This course is required for Econ/Math majors, and from what I'm told it can replace Modern Analysis for Math Majors. Apparently also some engineers take it for some reason or another. It is a mix of some real analysis, with a chapter or two of topology, and linear programming of the sort that would be seen in an operations-research type class. There are a lot of beautiful, incredibly profound results that come out of this course- but unfortunately, it is taught so poorly and the notes so worthless that only someone who is already very interested in math, or works very hard, will appreciate it. Everyone else will more likely hate this class for the amount of work it requires to understand, the uninterested teaching, and the frustratingly opaque and obscure book.
Professor Dubedat is very smart, and was helpful during office hours before and after class, but clearly did not care at all about lecturing. His thick French accent, distracted mumbling, and uninterested approach to covering (or not covering) what was covered in the book meant that for the most part, the class was entirely self-taught. The notes used in class were almost entirely taken from the 'book'- Pinkham's incomplete, unclear, and almost entirely useless (more so for optimization than analysis, but still) set of lecture notes that he is attempting to publish or something. They are useless because they are often garbled and unclear, referring to future sections before they are covered and referring to long past results by number rather than name (ie in chapter 12, something like "this follows from theorem 3.4.2." as if you could remember what that was without trying to find it), and provide "examples" along the lines of "example x.y.z- work this out for yourself." Seriously, one of the most frustrating classes I have experienced. At the time I started, one of the chapters and one of the essential sections of another had been left unwritten, although a later edition was finally released.

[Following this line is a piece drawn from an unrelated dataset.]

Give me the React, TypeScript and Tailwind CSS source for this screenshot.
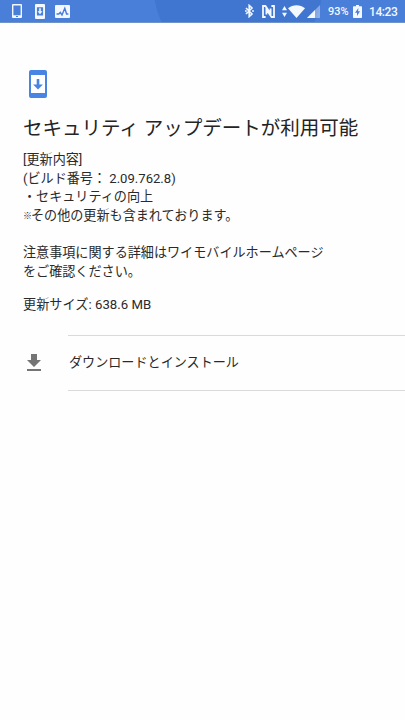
import type { ReactNode } from 'react';

const notes = [
  '[更新内容]',
  '(ビルド番号： 2.09.762.8)',
  '・セキュリティの向上',
  '※その他の更新も含まれております。',
  '',
  '注意事項に関する詳細はワイモバイルホームページ',
  'をご確認ください。',
];

function StatusIcon({ className, viewBox, children }: { className: string; viewBox: string; children: ReactNode }) {
  return (
    <svg aria-hidden="true" viewBox={viewBox} className={`shrink-0 ${className}`} fill="currentColor">
      {children}
    </svg>
  );
}

function NoteLine({ text }: { text: string }) {
  // the reference mark is set narrower than a full-width glyph
  if (text.startsWith('※')) {
    return (
      <p className="flex h-[18.7px]">
        <span className="w-[8px] text-[9px]">※</span>
        <span>{text.slice(1)}</span>
      </p>
    );
  }
  return <p className="h-[18.7px]">{text}</p>;
}

function StatusBar() {
  return (
    <header className="flex h-[23px] items-center border-b border-[#6f93c9] bg-[radial-gradient(circle_at_238px_-14px,#4076d0_84px,#497fd9_85px)] pr-[7px] pl-3 text-[#f3f8ff]">
      <StatusIcon className="h-[14px] w-[10px]" viewBox="0 0 10 14">
        <path fillRule="evenodd" d="M1 0h8a1 1 0 0 1 1 1v12a1 1 0 0 1-1 1H1a1 1 0 0 1-1-1V1a1 1 0 0 1 1-1zm.4 1.4v9.8h7.2V1.4zM4 12v1h2v-1z" />
      </StatusIcon>
      <StatusIcon className="ml-[13px] h-[15px] w-[10px]" viewBox="0 0 10 15">
        <path fillRule="evenodd" d="M1 0h8a1 1 0 0 1 1 1v13a1 1 0 0 1-1 1H1a1 1 0 0 1-1-1V1a1 1 0 0 1 1-1zm.9 3.2v8.4h6.2V3.2z" />
        <path d="M4.2 4.2h1.6v3h1.7L5 10.2 2.5 7.2h1.7z" />
      </StatusIcon>
      <StatusIcon className="ml-[10px] h-[13px] w-[15px]" viewBox="0 0 15 13">
        <rect width="15" height="13" rx="1" />
        <path d="M1.5 9h2.3l1.5-1.6L7 10l2.8-6.8L11.6 9h1.8" fill="none" stroke="#477dd7" strokeWidth="1.4" />
      </StatusIcon>

      <StatusIcon className="ml-auto h-[14px] w-[9px]" viewBox="0 0 9 14">
        <path d="M1 4l6 6-2.8 2.6V1.4L7 4l-6 6" fill="none" stroke="currentColor" strokeWidth="1.6" />
        <circle cx=".9" cy="7" r=".9" />
        <circle cx="8" cy="7" r=".9" />
      </StatusIcon>
      <StatusIcon className="ml-[8px] h-[13px] w-[13px]" viewBox="0 0 13 13">
        <path d="M3.6 12H1V1h2.4l5.2 7.6V3.5M9.4 1H12v11H9.6L4.4 4.4v5.1" fill="none" stroke="currentColor" strokeWidth="1.8" />
      </StatusIcon>
      <StatusIcon className="ml-[7px] h-[11px] w-[5px]" viewBox="0 0 5 11">
        <path d="M2.5 0L5 4.2H0zM2.5 11L0 6.8h5z" />
      </StatusIcon>
      <StatusIcon className="ml-[1px] h-[13px] w-[17px]" viewBox="0 0 17 13">
        <path d="M0 3.2C4.8-.9 12.2-.9 17 3.2L8.5 13z" />
      </StatusIcon>
      <StatusIcon className="ml-[2px] h-[13px] w-[13px]" viewBox="0 0 13 13">
        <path d="M0 13L13 0v13z" opacity=".4" />
        <path d="M0 13l8-8v8z" />
      </StatusIcon>
      <span className="mt-px ml-[8px] w-[22px] text-[11px] leading-none font-medium whitespace-nowrap">93%</span>
      <StatusIcon className="ml-[3px] h-[13px] w-[9px]" viewBox="0 0 9 13">
        <path fillRule="evenodd" d="M3 0h3v1.2h2.2a.8.8 0 0 1 .8.8v10.2a.8.8 0 0 1-.8.8H.8a.8.8 0 0 1-.8-.8V2a.8.8 0 0 1 .8-.8H3zm2.4 3L2 7.8h2V11l3-4.7H5.1z" />
      </StatusIcon>
      <span className="mt-px ml-[7px] w-[29px] text-[12px] leading-none font-medium tracking-[-0.4px] whitespace-nowrap">14:23</span>
    </header>
  );
}

export default function App() {
  return (
    <div className="flex h-[720px] w-[405px] flex-col overflow-hidden bg-[#fefefe] font-['Roboto','Noto_Sans_CJK_JP',sans-serif] text-[#2a2a2a]" lang="ja">
      <StatusBar />

      <main>
        <section className="px-[23px] pt-[47px]">
          <svg aria-hidden="true" viewBox="0 0 18 28" className="ml-[6px] h-[28px] w-[18px]" fill="#4784e4">
            <path fillRule="evenodd" d="M2 0h14a2 2 0 0 1 2 2v24a2 2 0 0 1-2 2H2a2 2 0 0 1-2-2V2a2 2 0 0 1 2-2zm0 5v18h14V5z" />
            <path d="M7.7 9h2.6v5.5h3.6L9 19.6 4.1 14.5h3.6z" />
          </svg>
          <h1 className="mt-[17px] text-[19.5px] leading-[28px] whitespace-nowrap text-[#242424]">
            セキュリティ アップデートが利用可能
          </h1>
          <div className="mt-[8px] text-[13.1px] leading-[18.7px] whitespace-nowrap">
            {notes.map((line, i) => (
              <NoteLine key={i} text={line || '\u00a0'} />
            ))}
          </div>
          <p className="mt-[13px] text-[13.2px] leading-[19px]">更新サイズ: 638.6 MB</p>
        </section>

        <button type="button" className="mt-[21px] flex w-full items-center text-left">
          <svg aria-hidden="true" viewBox="0 0 14 17" className="ml-[27px] h-[17px] w-[14px]" fill="#757575">
            <path d="M4 0h6v6h4l-7 7-7-7h4zM0 15h14v2H0z" />
          </svg>
          <span className="ml-[27px] flex h-[56px] flex-1 items-center border-y border-[#dadada] pt-px pl-px text-[13.1px]">
            ダウンロードとインストール
          </span>
        </button>
      </main>
    </div>
  );
}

In a sense all math is self-taught, but this is much more so than it needs to be. If you do take this class, make sure to sample the different professors and get your hands on a copy of the book "Further Mathematics for Economic Analysis" and "Mathematics for Economists" for clearer examples and expositions of the second half. Perhaps you should find one for analysis too, although I don't know.

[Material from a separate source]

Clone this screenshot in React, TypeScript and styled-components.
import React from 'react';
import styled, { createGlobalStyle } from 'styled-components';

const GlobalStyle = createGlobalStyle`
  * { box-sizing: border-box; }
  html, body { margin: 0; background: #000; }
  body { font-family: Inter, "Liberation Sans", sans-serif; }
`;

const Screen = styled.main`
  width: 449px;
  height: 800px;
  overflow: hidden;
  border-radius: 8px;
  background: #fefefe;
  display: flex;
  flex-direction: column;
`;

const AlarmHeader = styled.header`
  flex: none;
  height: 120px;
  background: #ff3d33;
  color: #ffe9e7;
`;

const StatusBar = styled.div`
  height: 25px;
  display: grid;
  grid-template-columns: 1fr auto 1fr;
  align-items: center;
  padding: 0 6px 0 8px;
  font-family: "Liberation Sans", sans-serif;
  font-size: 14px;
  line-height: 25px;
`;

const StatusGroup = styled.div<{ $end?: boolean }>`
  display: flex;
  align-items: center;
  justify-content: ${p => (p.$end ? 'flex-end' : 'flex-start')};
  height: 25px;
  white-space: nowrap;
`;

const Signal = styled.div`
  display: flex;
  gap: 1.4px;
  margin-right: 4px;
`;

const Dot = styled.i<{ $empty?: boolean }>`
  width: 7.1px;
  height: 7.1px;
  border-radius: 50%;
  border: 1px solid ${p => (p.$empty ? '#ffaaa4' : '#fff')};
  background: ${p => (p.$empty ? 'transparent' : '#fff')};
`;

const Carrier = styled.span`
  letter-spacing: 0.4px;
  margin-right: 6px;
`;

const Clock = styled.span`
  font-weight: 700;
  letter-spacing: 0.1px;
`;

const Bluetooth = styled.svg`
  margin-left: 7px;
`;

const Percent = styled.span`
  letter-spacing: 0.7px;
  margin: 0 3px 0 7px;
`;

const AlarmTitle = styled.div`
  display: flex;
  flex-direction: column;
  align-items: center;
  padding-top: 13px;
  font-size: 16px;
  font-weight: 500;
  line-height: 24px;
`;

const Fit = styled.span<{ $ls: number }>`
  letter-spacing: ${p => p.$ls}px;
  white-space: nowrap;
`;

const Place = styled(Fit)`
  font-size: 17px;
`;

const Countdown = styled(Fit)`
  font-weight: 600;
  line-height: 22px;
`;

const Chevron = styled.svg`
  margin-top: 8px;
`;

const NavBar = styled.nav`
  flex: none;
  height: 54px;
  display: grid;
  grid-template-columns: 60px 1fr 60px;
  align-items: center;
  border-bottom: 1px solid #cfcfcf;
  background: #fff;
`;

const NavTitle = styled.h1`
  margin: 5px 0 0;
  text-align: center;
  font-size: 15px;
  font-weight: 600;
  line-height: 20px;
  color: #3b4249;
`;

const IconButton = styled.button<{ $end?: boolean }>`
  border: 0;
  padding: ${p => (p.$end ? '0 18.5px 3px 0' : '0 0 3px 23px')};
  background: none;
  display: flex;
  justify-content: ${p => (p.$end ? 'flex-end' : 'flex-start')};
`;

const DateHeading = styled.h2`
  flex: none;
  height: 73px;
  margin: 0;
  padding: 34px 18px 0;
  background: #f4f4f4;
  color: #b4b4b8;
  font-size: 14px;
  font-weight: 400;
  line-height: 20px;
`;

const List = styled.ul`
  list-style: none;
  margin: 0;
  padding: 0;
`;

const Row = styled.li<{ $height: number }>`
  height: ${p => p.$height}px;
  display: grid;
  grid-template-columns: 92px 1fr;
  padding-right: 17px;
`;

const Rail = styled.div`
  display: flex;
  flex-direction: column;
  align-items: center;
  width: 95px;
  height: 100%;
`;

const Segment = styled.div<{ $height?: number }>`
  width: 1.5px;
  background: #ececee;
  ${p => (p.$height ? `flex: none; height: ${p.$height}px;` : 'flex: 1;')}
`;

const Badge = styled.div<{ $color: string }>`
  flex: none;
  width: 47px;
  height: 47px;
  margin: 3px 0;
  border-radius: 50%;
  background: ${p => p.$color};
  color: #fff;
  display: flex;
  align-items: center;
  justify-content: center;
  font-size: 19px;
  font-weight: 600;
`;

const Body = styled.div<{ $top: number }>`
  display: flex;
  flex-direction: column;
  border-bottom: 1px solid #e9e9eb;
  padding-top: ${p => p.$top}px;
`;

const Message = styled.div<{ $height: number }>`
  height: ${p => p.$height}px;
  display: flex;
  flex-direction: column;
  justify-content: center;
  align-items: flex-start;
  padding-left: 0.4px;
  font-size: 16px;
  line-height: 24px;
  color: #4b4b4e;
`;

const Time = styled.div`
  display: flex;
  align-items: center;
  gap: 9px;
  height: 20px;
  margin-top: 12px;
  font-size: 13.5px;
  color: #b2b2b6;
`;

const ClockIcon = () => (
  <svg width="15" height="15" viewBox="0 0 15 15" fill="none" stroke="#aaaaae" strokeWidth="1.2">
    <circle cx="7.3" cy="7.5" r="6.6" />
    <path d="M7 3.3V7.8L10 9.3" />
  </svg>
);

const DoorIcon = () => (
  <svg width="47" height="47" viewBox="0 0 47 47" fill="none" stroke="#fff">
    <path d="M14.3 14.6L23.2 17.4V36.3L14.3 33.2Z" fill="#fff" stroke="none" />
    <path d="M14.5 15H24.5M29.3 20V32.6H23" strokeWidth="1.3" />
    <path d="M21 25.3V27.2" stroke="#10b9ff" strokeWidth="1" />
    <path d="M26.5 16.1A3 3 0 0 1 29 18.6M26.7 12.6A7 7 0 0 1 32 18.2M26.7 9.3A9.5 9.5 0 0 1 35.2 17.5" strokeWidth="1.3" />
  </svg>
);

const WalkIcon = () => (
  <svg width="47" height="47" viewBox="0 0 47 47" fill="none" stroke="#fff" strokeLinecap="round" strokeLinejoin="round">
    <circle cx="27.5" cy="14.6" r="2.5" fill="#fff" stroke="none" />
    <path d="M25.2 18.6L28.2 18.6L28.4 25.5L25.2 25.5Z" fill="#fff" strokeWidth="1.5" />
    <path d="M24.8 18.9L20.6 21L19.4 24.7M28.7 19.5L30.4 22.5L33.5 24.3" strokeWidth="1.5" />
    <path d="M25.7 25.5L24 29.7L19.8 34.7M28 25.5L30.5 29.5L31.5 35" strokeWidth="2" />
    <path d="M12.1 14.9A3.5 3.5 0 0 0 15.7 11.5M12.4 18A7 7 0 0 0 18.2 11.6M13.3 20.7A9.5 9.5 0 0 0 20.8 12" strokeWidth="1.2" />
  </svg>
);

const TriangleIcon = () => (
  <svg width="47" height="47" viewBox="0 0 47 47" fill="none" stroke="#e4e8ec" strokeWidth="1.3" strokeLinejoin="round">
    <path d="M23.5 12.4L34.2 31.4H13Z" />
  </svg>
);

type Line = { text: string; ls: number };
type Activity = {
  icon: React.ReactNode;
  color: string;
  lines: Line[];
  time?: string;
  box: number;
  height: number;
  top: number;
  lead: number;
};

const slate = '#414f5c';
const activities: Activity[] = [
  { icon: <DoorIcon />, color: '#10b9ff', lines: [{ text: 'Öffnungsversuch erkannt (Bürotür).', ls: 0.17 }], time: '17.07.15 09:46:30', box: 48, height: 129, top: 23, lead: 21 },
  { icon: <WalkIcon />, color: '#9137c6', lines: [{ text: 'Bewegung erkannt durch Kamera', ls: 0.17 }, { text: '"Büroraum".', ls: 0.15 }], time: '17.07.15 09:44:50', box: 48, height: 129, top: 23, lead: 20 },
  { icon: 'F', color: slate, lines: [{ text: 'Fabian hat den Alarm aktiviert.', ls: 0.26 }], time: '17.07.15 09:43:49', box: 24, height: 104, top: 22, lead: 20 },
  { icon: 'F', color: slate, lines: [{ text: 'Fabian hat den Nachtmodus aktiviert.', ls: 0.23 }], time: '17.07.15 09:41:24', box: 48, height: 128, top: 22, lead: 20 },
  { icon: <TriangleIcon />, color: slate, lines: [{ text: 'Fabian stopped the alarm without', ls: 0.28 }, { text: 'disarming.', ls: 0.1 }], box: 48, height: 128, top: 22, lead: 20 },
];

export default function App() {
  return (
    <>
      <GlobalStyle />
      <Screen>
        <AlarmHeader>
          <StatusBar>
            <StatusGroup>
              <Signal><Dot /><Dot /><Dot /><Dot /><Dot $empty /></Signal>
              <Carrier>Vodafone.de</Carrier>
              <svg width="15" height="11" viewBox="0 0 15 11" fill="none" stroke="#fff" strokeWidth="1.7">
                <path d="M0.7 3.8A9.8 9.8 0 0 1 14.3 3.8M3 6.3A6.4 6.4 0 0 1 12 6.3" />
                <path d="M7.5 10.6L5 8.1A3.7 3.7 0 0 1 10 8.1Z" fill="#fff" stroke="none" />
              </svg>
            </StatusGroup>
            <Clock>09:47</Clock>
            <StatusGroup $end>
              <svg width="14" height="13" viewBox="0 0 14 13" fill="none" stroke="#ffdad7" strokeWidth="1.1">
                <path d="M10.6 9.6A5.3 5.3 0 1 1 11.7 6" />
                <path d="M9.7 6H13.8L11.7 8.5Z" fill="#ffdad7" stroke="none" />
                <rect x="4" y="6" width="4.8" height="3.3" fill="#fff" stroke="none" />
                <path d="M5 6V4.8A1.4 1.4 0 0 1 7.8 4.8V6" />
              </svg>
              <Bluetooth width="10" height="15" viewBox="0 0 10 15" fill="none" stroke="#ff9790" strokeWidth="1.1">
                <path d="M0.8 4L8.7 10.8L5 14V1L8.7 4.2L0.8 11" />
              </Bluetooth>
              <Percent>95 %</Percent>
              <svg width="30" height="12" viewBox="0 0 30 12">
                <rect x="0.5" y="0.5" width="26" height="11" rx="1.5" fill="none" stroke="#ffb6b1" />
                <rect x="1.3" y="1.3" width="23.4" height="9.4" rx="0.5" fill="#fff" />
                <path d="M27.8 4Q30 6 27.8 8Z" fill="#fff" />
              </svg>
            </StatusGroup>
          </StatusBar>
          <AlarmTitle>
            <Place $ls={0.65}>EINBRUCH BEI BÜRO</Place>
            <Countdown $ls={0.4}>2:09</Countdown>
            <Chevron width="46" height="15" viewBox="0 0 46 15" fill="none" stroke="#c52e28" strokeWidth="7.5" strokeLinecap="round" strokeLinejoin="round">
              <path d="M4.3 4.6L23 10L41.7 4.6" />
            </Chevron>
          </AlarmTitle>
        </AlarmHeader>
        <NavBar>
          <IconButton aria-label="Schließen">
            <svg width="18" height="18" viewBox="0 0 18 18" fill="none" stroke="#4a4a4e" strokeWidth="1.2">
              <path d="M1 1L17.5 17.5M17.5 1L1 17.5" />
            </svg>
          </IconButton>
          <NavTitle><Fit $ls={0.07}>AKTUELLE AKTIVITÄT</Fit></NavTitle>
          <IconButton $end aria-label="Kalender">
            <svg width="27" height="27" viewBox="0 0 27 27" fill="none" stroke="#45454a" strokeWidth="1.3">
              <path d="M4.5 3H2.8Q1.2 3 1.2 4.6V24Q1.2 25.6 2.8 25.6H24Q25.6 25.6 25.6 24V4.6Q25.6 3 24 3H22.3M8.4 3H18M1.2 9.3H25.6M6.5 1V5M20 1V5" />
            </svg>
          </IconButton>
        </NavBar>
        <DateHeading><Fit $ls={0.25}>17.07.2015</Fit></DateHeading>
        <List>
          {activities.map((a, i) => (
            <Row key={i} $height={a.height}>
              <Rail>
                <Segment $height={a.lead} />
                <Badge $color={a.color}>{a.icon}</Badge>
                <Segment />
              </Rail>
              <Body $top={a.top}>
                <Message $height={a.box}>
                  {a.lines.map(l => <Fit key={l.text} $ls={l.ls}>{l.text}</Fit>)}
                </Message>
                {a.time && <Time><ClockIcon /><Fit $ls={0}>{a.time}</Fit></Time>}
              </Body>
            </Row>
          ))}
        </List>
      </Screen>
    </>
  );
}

For me the homework and material were all very hard (though with more time, some of them perhaps could have been medium), and if this is your first rigorous math course and you attempt to do this with the provided book and notes alone, I suspect they will be for you too.
The grading is rather odd though. The problem sets seemed to be graded incredibly leniently, with only the most egregious mistakes resulting in lost points- for the last problem set, I remember not even arriving at answers at 3 out of the 5 problems, and still receiving a perfect scores. I had a hundred on one of the quizzes, even with red writing and some crossed out sections. The average on the first mid term was a 34 out 54, and 38 was the border between A and B, while 25 was the border between B and C. After each exam and quiz, I consistently felt like I failed, even after long nights of attempted self-teaching every problem set and exam, and yet somehow I did well. I think the grading is almost designed to test how much you care- ie a sketch of a proof with mistakes will get a lot of partial credit. This will work heavily in your favor, if you stick with the class and put effort into it.